Having heard him speak on many occasions over the years, it's my impression that this characterization is correct and "anything other" applies to more than just programming languages, though not to everything.
I think RMS is right on in many (but not all) of his compaints about IP laws. He's a very bright and skilled guy with a lot of great ideas, but his old-fashioned leftist political philosophies are more "anti" than they are "pro" and handicap the usefulness of his products in some unfortunate ways, and that appears to include GCC.
To the extent that LLVM and other technologies compete with GCC, I'm all for it.
"Those who have never entered upon scientific pursuits know not a tithe of the poetry by which they are surrounded."
There were a few mentions of the "LLVM Verifier" but nothing about whether it's possible to use LLVM to run untrusted code while preventing it from having unlimited access to the underlying platform. Since both JVM and IL can, a new instruction set that can't would be a big step backwards.
We asked RMS whether we could make use of C++ in parts of the compiler. While a skilled and brilliant C and LISP hacker, RMS is a reactionary fuckhead when it comes to anything other than C or LISP.
One of the requirements shaping the implementation of GCC is that it be bootstrappable on many systems, even on some UNIX(tm) systems shipped by their vendors with a half-broken C compiler (enough to recompile the kernel but not much more) and no C++ compiler.
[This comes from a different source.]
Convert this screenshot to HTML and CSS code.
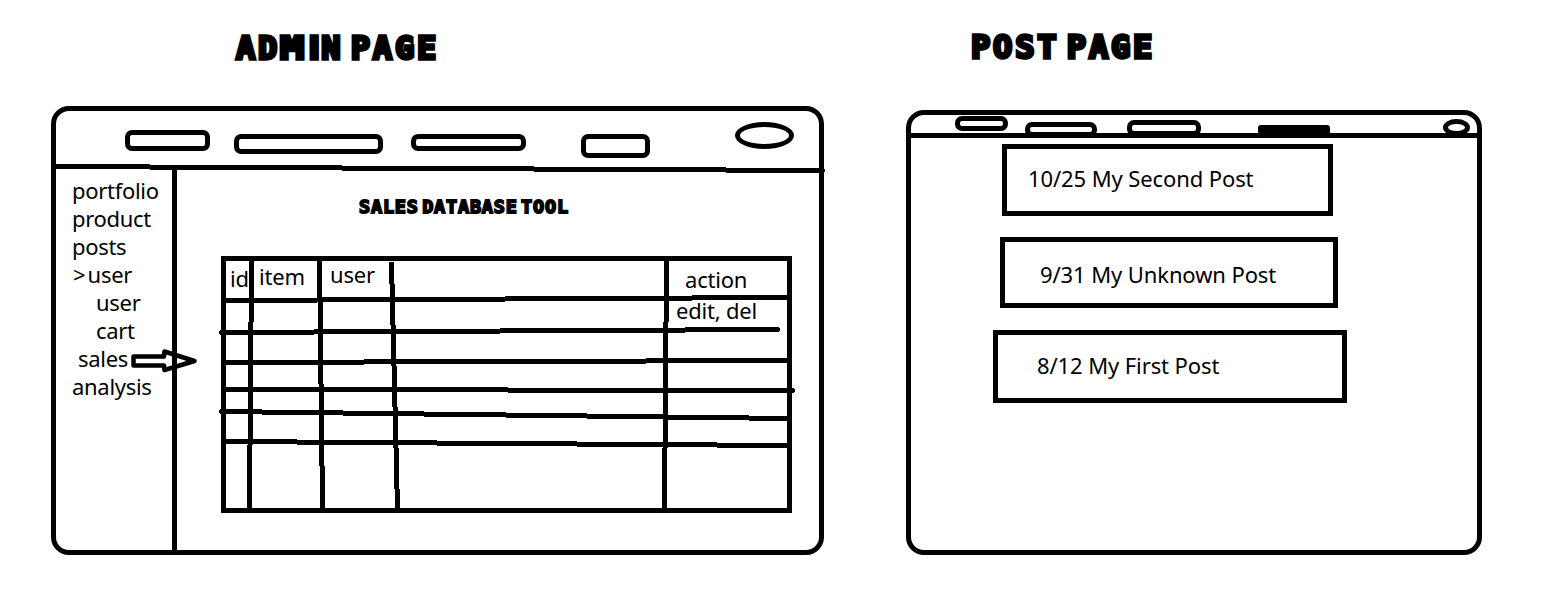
FILE: index.html
```
<!DOCTYPE html>
<html lang="en">
<head>
<meta charset="utf-8">
<title>Admin and post wireframes</title>
<link rel="stylesheet" href="styles.css">
</head>
<body>
<main class="board">
  <section class="screen admin">
    <h1 class="title">AD<span class="wide">M</span><span class="slim">I</span>N PAGE</h1>
    <div class="frame">
      <nav class="topbar">
        <span class="pill p1"></span><span class="pill p2"></span><span class="pill p3"></span><span class="pill p4"></span><span class="pill avatar"></span>
      </nav>
      <div class="content">
        <ul class="sidebar">
          <li>portfolio</li>
          <li>product</li>
          <li>posts</li>
          <li class="open">&gt;user</li>
          <li class="child">user</li>
          <li class="child">cart</li>
          <li class="current">sales</li>
          <li>analysis</li>
        </ul>
        <div class="tool">
          <h2 class="subtitle">SALES DATABASE TOOL</h2>
          <div class="table">
            <span class="id">id</span><span class="item">item</span><span class="user">user</span>
            <div class="actions"><span class="action">action</span><span class="edit">edit, del</span></div>
          </div>
        </div>
      </div>
      <svg class="strokes" viewBox="51 106 780 449" width="780" height="449">
        <g class="line">
          <path d="M56 166.500H150M150 167.500H342M342 168.500H534M534 169.500H726M726 170.500H824"/>
          <path d="M174.500 168V550"/>
          <path d="M251.500 258V322M250.500 322V445M249.500 445V510"/>
          <path d="M319.500 258V301M320.500 301V384M321.500 384V466M322.500 466V510"/>
          <path d="M391.500 262V284M392.500 284V325M393.500 325V366M394.500 366V407M395.500 407V448M396.500 448V489M397.500 489V510"/>
          <path d="M666.500 258V322M665.500 322V448M664.500 448V513"/>
          <path d="M226 300.500H317M317 299.500H505M505 298.500H692M692 297.500H789"/>
          <path d="M220 332.500H314M314 331.500H500M500 330.500H685M685 329.500H779"/>
          <path d="M226 362.500H364M364 361.500H646M646 360.500H789"/>
          <path d="M226 389.500H508M508 390.500H794"/>
          <path d="M220 411.500H262M262 412.500H343M343 413.500H424M424 414.500H506M506 415.500H587M587 416.500H667M667 417.500H749M749 418.500H789"/>
          <path d="M226 441.500H297M297 442.500H437M437 443.500H577M577 444.500H717M717 445.500H789"/>
        </g>
        <g class="tips"><path d="M219.500 331v3M779.500 328v3M219.500 410v3M794.500 389v3M824.500 169v3"/></g>
        <path class="arrow" d="M133.500 356.500H164L164.500 351.500L194.500 361L164.500 370L164 365.500H133.500Z"/>
      </svg>
    </div>
  </section>

  <section class="screen post">
    <h1 class="title">POST PAGE</h1>
    <div class="frame">
      <nav class="topbar">
        <span class="pill p1"></span><span class="pill p2"></span><span class="pill p3"></span><span class="pill p4"></span><span class="pill avatar"></span>
      </nav>
      <div class="posts">
        <article class="card second">10/25 My Second Post</article>
        <article class="card unknown">9/31 My Unknown Post</article>
        <article class="card first">8/12 My First Post</article>
      </div>
    </div>
  </section>
</main>
</body>
</html>
```

FILE: styles.css
```
* { box-sizing: border-box; }
body {
  margin: 0;
  background: #fff;
  color: #000;
  font: 22px/28px "Noto Sans", "Open Sans", sans-serif;
}
.board {
  display: flex;
  gap: 82px;
  width: 1544px;
  height: 607px;
  padding-left: 51px;
  overflow: hidden;
}
.screen { display: flex; flex-direction: column; }
.admin { width: 773px; }
.post { width: 576px; }

.title, .subtitle {
  margin: 0;
  font-family: "DejaVu Sans Mono", monospace;
  font-weight: 700;
  white-space: nowrap;
}
.title {
  font-size: 32px;
  line-height: 40px;
  letter-spacing: 2.8px;
  word-spacing: -14.5px;
  -webkit-text-stroke: 3.4px #000;
}
.wide { display: inline-block; width: 30px; transform: scaleX(1.25); transform-origin: 0 50%; }
.slim { display: inline-block; width: 11px; font-family: "DejaVu Sans", sans-serif; text-indent: -2px; }
.admin .title { height: 106px; padding: 28px 0 0 185px; }
.post .title { height: 110px; padding: 27px 0 0 65px; }

.frame {
  position: relative;
  display: flex;
  flex-direction: column;
  border: 5px solid #000;
  border-radius: 18px;
}
.admin .frame { height: 449px; }
.post .frame { height: 445px; }

.topbar { display: flex; align-items: flex-start; flex: none; }
.pill { flex: none; border: 5px solid #000; border-radius: 7px; }

.admin .topbar { height: 60px; padding-left: 69px; }
.admin .p1 { width: 85px; height: 21px; margin-top: 19px; }
.admin .p2 { width: 149px; height: 20px; margin: 23px 0 0 24px; }
.admin .p3 { width: 115px; height: 17px; margin: 23px 0 0 28px; }
.admin .p4 { width: 69px; height: 24px; margin: 23px 0 0 55px; }
.admin .avatar { width: 59px; height: 27px; margin: 11px 0 0 85px; border-radius: 50%; }

.content { display: flex; flex: 1; }
.sidebar {
  width: 121px;
  margin: 0;
  padding: 5px 0 0 16px;
  list-style: none;
  white-space: nowrap;
  letter-spacing: -0.3px;
}
.open { padding-left: 1px; }
.open::first-letter { letter-spacing: 2px; }
.child { padding-left: 24px; }
.current { padding-left: 6px; }

.tool { width: 642px; padding: 21px 0 0 44px; }
.subtitle {
  height: 64px;
  padding: 3px 0 0 138px;
  font-size: 18.5px;
  line-height: 24px;
  letter-spacing: 0.8px;
  word-spacing: -8.5px;
  -webkit-text-stroke: 1.8px #000;
}
.table {
  display: flex;
  width: 571px;
  height: 257px;
  border: 5px solid #000;
  white-space: nowrap;
  letter-spacing: -0.2px;
}
.id { width: 29px; padding: 3px 0 0 4px; }
.item { width: 71px; padding: 1px 0 0 4px; }
.user { width: 342px; padding-left: 4px; margin-top: -1px; }
.actions { display: flex; flex-direction: column; }
.action { height: 35px; padding: 4px 0 0 17px; }
.edit { padding-left: 8px; }

.strokes { position: absolute; left: -5px; top: -5px; overflow: visible; }
.line, .tips { fill: none; stroke: #000; stroke-width: 5px; shape-rendering: crispEdges; }
.tips { stroke-width: 1px; }
.arrow { fill: none; stroke: #000; stroke-width: 4.5px; stroke-linejoin: round; }

.post .topbar { height: 23px; padding-left: 44px; border-bottom: 5px solid #000; }
.post .p1 { width: 53px; height: 15px; margin-top: 1px; }
.post .p2 { width: 72px; height: 15px; margin: 7px 0 0 17px; }
.post .p3 { width: 74px; height: 16px; margin: 5px 0 0 30px; }
.post .p4 { width: 72px; height: 10px; margin: 10px 0 0 57px; border-radius: 3px; background: #000; }
.post .avatar { width: 27px; height: 17px; margin: 4px 0 0 113px; border-radius: 50%; }

.posts { display: flex; flex-direction: column; align-items: flex-start; padding-top: 6px; }
.card { border: 5px solid #000; white-space: nowrap; letter-spacing: -0.1px; }
.second { width: 331px; height: 72px; margin-left: 91px; padding: 15px 0 0 21px; }
.unknown { width: 338px; height: 71px; margin: 21px 0 0 89px; padding: 18px 0 0 35px; }
.first { width: 354px; height: 73px; margin: 22px 0 0 82px; padding: 16px 0 0 39px; }
```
All I'm saying is that if Java didn't have all of the items in java.util or built in threading or a standard database API, no one would've used it.
This doesn't help Common LISP as you correctly point out, but without a standard library, any language or VM is likely to be ignored.
That said, I'm curious about one of your statements. If standard libraries can be implemented on nearly anything, why haven't they been implemented? Do you think this is the result of a single company controlling the initial development of a language, the struggle between academia and tradesmen, or something else?
- I don't need to go outside, my CRT tan'll do me just fine.